This Is AuburnElectronic Theses and Dissertations

Lattice-Reduction Aided Linear Equalization For Wireless Communications Over Fading Channels

Date

2006-05-15

Author

Zhang, Wei

Type of Degree

Thesis

Department

Electrical and Computer Engineering

Abstract

Modern wireless communications ask for high data rate, high transmission performance and low complexity. High data rate induces frequency-selective channels because of the relatively shorter symbol duration than the delay spread. Wireless links introduce fading which degrades performance and requires diversity techniques to combat. Orthogonal Frequency Division Multiplexing (OFDM) is an effective method to deal with frequency-selective channels since it facilitates low complexity equalization and decoding. To eliminate the effects of the channel nulls and fading, linear precoded OFDM is introduced to enable multipath diversity and the maximum likelihood decoder is used to collect the diversity. But, the low complexity provided by OFDM is sacrificed. Multi-antenna techniques are shown to be able to boost the data rate and also collect space diversity to combat fading. The V-BLAST (Vertical Bell Labs Layered Space-Time) scheme enables higher data rate than single-antenna setup does, but it also requires higher decoding complexity. As a combination, multi-input multi-output (MIMO-) OFDM has been widely studied to boost the transmit-rate and performance in terms of diversity. For MIMO-OFDM systems, many designs successfully exploit the joint space-multipath diversity when maximum likelihood (ML) detector is adopted at the receiver, which is well known for high complexity.
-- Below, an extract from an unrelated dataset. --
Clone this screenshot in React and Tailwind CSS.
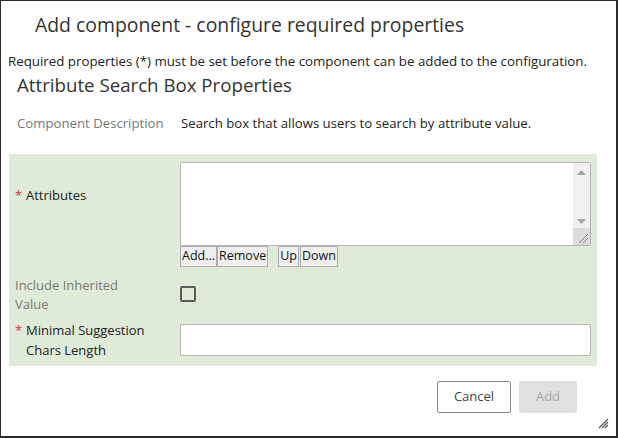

To reduce the decoding complexity, linear equalizers are favored in practical systems, but they usually induce performance degradation. In this thesis, we first quantify the diversity of conventional linear equalizers for linear precoded OFDM, V-BLAST and MIMO-OFDM designs. Then, we propose lattice reduction (LR-) aided equalizers to improve the performance, and show that LR-aided linear equalizers achieve the same diversity order as that collected by ML detectors for (MIMO-) OFDM systems and V-BLAST systems. Simulation results corroborate the theoretical findings.